The information will be used to preserve cultural heritage, for land and water management and to restore koala habitat and wetlands.
Mr. Rose said understanding more about Budj Bim would mean its traditional owners were better equipped to protect parts of the site that had been hidden.
“First of all, it’s really just important to know where they are and then look at management requirements,” he said. “It’s great that we can use this technology to improve our management of these important places.”
Mr. Rose said the latest discoveries would lead to a deeper understanding of Indigenous settlement at Budj Bim.
“It’s a great lesson about sustainable development,” he said. “You can modify the natural landscape, [but] not to the point of destroying it. That’s exactly what these systems were about.”
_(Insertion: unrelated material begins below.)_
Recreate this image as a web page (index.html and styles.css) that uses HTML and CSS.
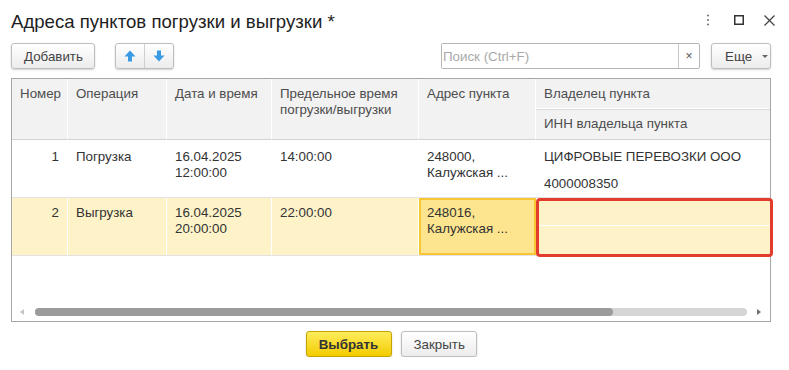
FILE: index.html
```html
<!DOCTYPE html>
<html>
  <head>
    <meta charset="utf-8" />
    <title>Адреса пунктов погрузки и выгрузки</title>
    <link rel="stylesheet" href="styles.css">
  </head>
  <body>
    <div class="window">
      <div class="titlebar">
        <h1>Адреса пунктов погрузки и выгрузки *</h1>
        <div class="win-controls">
          <span class="win-btn">
            <svg width="4" height="12" viewBox="0 0 4 12"><circle cx="2" cy="1.5" r="1.1" fill="#7a7a7a"/><circle cx="2" cy="6" r="1.1" fill="#7a7a7a"/><circle cx="2" cy="10.5" r="1.1" fill="#7a7a7a"/></svg>
          </span>
          <span class="win-btn">
            <svg width="10" height="10" viewBox="0 0 10 10"><rect x="0.75" y="0.75" width="8.5" height="8.5" fill="none" stroke="#333" stroke-width="1.5"/></svg>
          </span>
          <span class="win-btn">
            <svg width="11" height="11" viewBox="0 0 11 11"><path d="M0.5 0.5 L10.5 10.5 M10.5 0.5 L0.5 10.5" stroke="#444" stroke-width="1.3"/></svg>
          </span>
        </div>
      </div>

      <div class="toolbar">
        <button class="btn btn-add">Добавить</button>
        <div class="btn-pair">
          <button class="pair-half">
            <svg width="12" height="12" viewBox="0 0 12 12"><path d="M6 0.5 L11.5 6.5 H8 V11.5 H4 V6.5 H0.5 Z" fill="#3a9ae4"/></svg>
          </button>
          <button class="pair-half">
            <svg width="12" height="12" viewBox="0 0 12 12"><path d="M6 11.5 L11.5 5.5 H8 V0.5 H4 V5.5 H0.5 Z" fill="#3a9ae4"/></svg>
          </button>
        </div>
        <div class="search">
          <input type="text" placeholder="Поиск (Ctrl+F)" />
          <span class="search-clear">×</span>
        </div>
        <button class="btn btn-more">Еще <span class="caret"></span></button>
      </div>

      <div class="grid">
        <div class="grid-head">
          <div class="hcell span">Номер</div>
          <div class="hcell span">Операция</div>
          <div class="hcell span">Дата и время</div>
          <div class="hcell span">Предельное время погрузки/выгрузки</div>
          <div class="hcell span">Адрес пункта</div>
          <div class="hcell owner-top">Владелец пункта</div>
          <div class="hcell owner-bottom">ИНН владельца пункта</div>
        </div>

        <div class="grid-row">
          <div class="cell cell-num">1</div>
          <div class="cell">Погрузка</div>
          <div class="cell">16.04.2025<br>12:00:00</div>
          <div class="cell">14:00:00</div>
          <div class="cell">248000,<br>Калужская ...</div>
          <div class="cell cell-owner">
            <div class="owner-line">ЦИФРОВЫЕ ПЕРЕВОЗКИ ООО</div>
            <div class="owner-line">4000008350</div>
          </div>
        </div>

        <div class="grid-row selected">
          <div class="cell cell-num">2</div>
          <div class="cell">Выгрузка</div>
          <div class="cell">16.04.2025<br>20:00:00</div>
          <div class="cell">22:00:00</div>
          <div class="cell cell-current">248016,<br>Калужская ...</div>
          <div class="cell cell-owner cell-error">
            <div class="owner-line"></div>
            <div class="owner-line"></div>
          </div>
        </div>

        <div class="grid-fill"></div>

        <div class="hscroll">
          <span class="arrow-left"></span>
          <div class="track"><div class="thumb"></div></div>
          <span class="arrow-right"></span>
        </div>
      </div>

      <div class="footer">
        <button class="btn btn-primary">Выбрать</button>
        <button class="btn btn-close">Закрыть</button>
      </div>
    </div>
  </body>
</html>
```

FILE: styles.css
```css
body {
  margin: 0;
  font-family: "Liberation Sans", Arial, sans-serif;
  font-size: 13.33px;
  color: #333;
  background: #fff;
}
.window {
  width: 789px;
}
.titlebar {
  display: flex;
  align-items: flex-start;
  height: 43px;
  padding: 11px 4px 0 11px;
  box-sizing: border-box;
}
.titlebar h1 {
  flex: 1;
  margin: 0;
  font-size: 18.6px;
  font-weight: normal;
  line-height: 22px;
  color: #1e1e1e;
}
.win-controls {
  display: flex;
  margin-top: 3px;
}
.win-btn {
  display: flex;
  align-items: center;
  justify-content: center;
  width: 31px;
  height: 12px;
}
.toolbar {
  display: flex;
  height: 26px;
  padding: 0 18px 0 11px;
}
.btn {
  height: 26px;
  box-sizing: border-box;
  padding: 0 12px;
  font-family: "Liberation Sans", Arial, sans-serif;
  font-size: 13.33px;
  color: #444;
  border: 1px solid #bdbdbd;
  border-radius: 3px;
  background: linear-gradient(#ffffff, #ececec);
  box-shadow: 0 1px 2px rgba(0, 0, 0, 0.18);
}
.btn-add {
  width: 84px;
}
.btn-pair {
  display: flex;
  margin-left: 20px;
  width: 59px;
  border: 1px solid #bdbdbd;
  border-radius: 3px;
  box-sizing: border-box;
  background: linear-gradient(#ffffff, #ececec);
  box-shadow: 0 1px 2px rgba(0, 0, 0, 0.18);
}
.pair-half {
  flex: 1;
  display: flex;
  align-items: center;
  justify-content: center;
  padding: 0;
  border: none;
  background: none;
}
.pair-half + .pair-half {
  border-left: 1px solid #cfcfcf;
}
.search {
  display: flex;
  margin-left: auto;
  width: 259px;
  border: 1px solid #b6b6b6;
  border-radius: 2px;
  box-sizing: border-box;
  background: #fff;
}
.search input {
  flex: 1;
  min-width: 0;
  border: none;
  outline: none;
  padding: 0 1px;
  font-family: "Liberation Sans", Arial, sans-serif;
  font-size: 13.33px;
  color: #333;
}
.search input::placeholder {
  color: #a9a9a9;
}
.search-clear {
  width: 20px;
  display: flex;
  align-items: center;
  justify-content: center;
  border-left: 1px solid #c8c8c8;
  font-size: 12px;
  color: #555;
}
.btn-more {
  margin-left: 11px;
  width: 60px;
  padding: 0 0 0 13px;
  text-align: left;
}
.caret {
  display: inline-block;
  margin-left: 6px;
  vertical-align: middle;
  border-left: 3px solid transparent;
  border-right: 3px solid transparent;
  border-top: 3px solid #666;
}

/* table */
.grid {
  display: flex;
  flex-direction: column;
  height: 244px;
  margin: 9px 18px 0 11px;
  border: 1px solid #a6a6a6;
  box-sizing: border-box;
}
.grid-head,
.grid-row {
  display: grid;
  grid-template-columns: 56px 99px 105px 147px 117px 1fr;
}
.grid-head {
  grid-template-rows: 30px 31px;
  background: #f2f2f2;
}
.hcell {
  box-sizing: border-box;
  padding: 7px 8px 0 8px;
  line-height: 16px;
  color: #4d4d4d;
  border-right: 1px solid #fff;
}
.hcell.span {
  grid-row: span 2;
  border-bottom: 1px solid #d2d2d2;
}
.owner-top {
  grid-column: 6;
  grid-row: 1;
  border-right: none;
  border-bottom: 1px solid #fff;
}
.owner-bottom {
  grid-column: 6;
  grid-row: 2;
  border-right: none;
  border-top: 1px solid #dadada;
  border-bottom: 1px solid #d2d2d2;
  padding-top: 6px;
}
.grid-row {
  height: 58px;
  border-bottom: 1px solid #e3e3e3;
  box-sizing: border-box;
}
.cell {
  box-sizing: border-box;
  padding: 9px 8px 0 8px;
  line-height: 16px;
  border-right: 1px solid #fff;
}
.cell-num {
  text-align: right;
}
.cell-owner {
  display: flex;
  flex-direction: column;
  padding: 0;
  border-right: none;
}
.owner-line {
  height: 27px;
  box-sizing: border-box;
  padding: 9px 8px 0 8px;
}
.selected .cell {
  background: #fdf2c8;
  padding-top: 7px;
}
.selected .cell-current {
  background: #fde48e;
  border: 2px solid #f7c733;
  padding: 5px 6px 0 6px;
}
.selected .cell-error {
  position: relative;
  z-index: 1;
  margin: 0 -3px -2px 0;
  padding: 0;
  border: 3px solid #e23c2d;
  border-radius: 4px;
}
.cell-error .owner-line {
  height: 25px;
  border-bottom: 1px solid #fff;
}
.cell-error .owner-line + .owner-line {
  border-bottom: none;
}
.grid-fill {
  flex: 1;
}
.hscroll {
  display: flex;
  align-items: center;
  height: 17px;
  padding: 0 0 2px 8px;
  box-sizing: border-box;
}
.arrow-left {
  width: 0;
  height: 0;
  border-top: 3px solid transparent;
  border-bottom: 3px solid transparent;
  border-right: 4px solid #c4c4c4;
  margin-right: 11px;
}
.track {
  width: 712px;
  height: 8px;
  border-radius: 4px;
  background: #d5d5d5;
}
.thumb {
  width: 578px;
  height: 8px;
  border-radius: 4px;
  background: #9b9b9b;
}
.arrow-right {
  width: 0;
  height: 0;
  border-top: 3px solid transparent;
  border-bottom: 3px solid transparent;
  border-left: 4px solid #6f6f6f;
  margin-left: 10px;
}
.footer {
  display: flex;
  justify-content: center;
  gap: 9px;
  margin: 9px 18px 0 11px;
}
.btn-primary {
  width: 86px;
  font-weight: bold;
  color: #333;
  border-color: #c6a400;
  background: linear-gradient(#ffec5c, #f2cc00);
}
.btn-close {
  width: 76px;
}
```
The Gunditjmara people created a complex feat of engineering, using weirs, channels and holding and growing ponds that allowed them to harvest eels and provide food year round.
Mr. Rose said the newly discovered 115-metre section would be among the longest individual channels in Budj Bim’s aquaculture system, which includes dozens of fish traps. The newly found stones hut foundations were scattered across the site, whose unique landscape was created by a lava flow eight kilometres wide and 18 kilometres long.
Tyson Lovett-Murray (left) and Denis Rose at a yereroc (fish trap) at Tyrendarra, near Budj Bim, in 2015. CREDIT :JUSTIN MCMANUS
Department of Environment Land Water and Planning local infrastructure deputy secretary Terry Garwood said the scans had penetrated thick scrub and bush to determine what lay beneath.
“We’ve been able to extend our knowledge and awareness of quite a lot more about the site in terms of stone hut bases,” he said.
The department handed the mapping data to Gunditj Mirring Traditional Owners Aboriginal Corporation, which now also owns the associated intellectual property.
Mr. Garwood described Budj Bim as a cultural jewel that debunked the notion Aboriginal people were only nomadic.
Melbourne University Indigenous agriculture professor Bruce Pascoe said it was crucial that Aboriginal people retained ownership of the data gathered in the latest scans.
“Now that Aboriginal people have the intellectual property, it’s a more equal relationship,” he said. “In the past it’s been totally unequal.”
Professor Pascoe said advances in archaeological technology would help Australians appreciate the significance of other sites.
“I think the archaeological future in the country is going to be fascinating,” he said.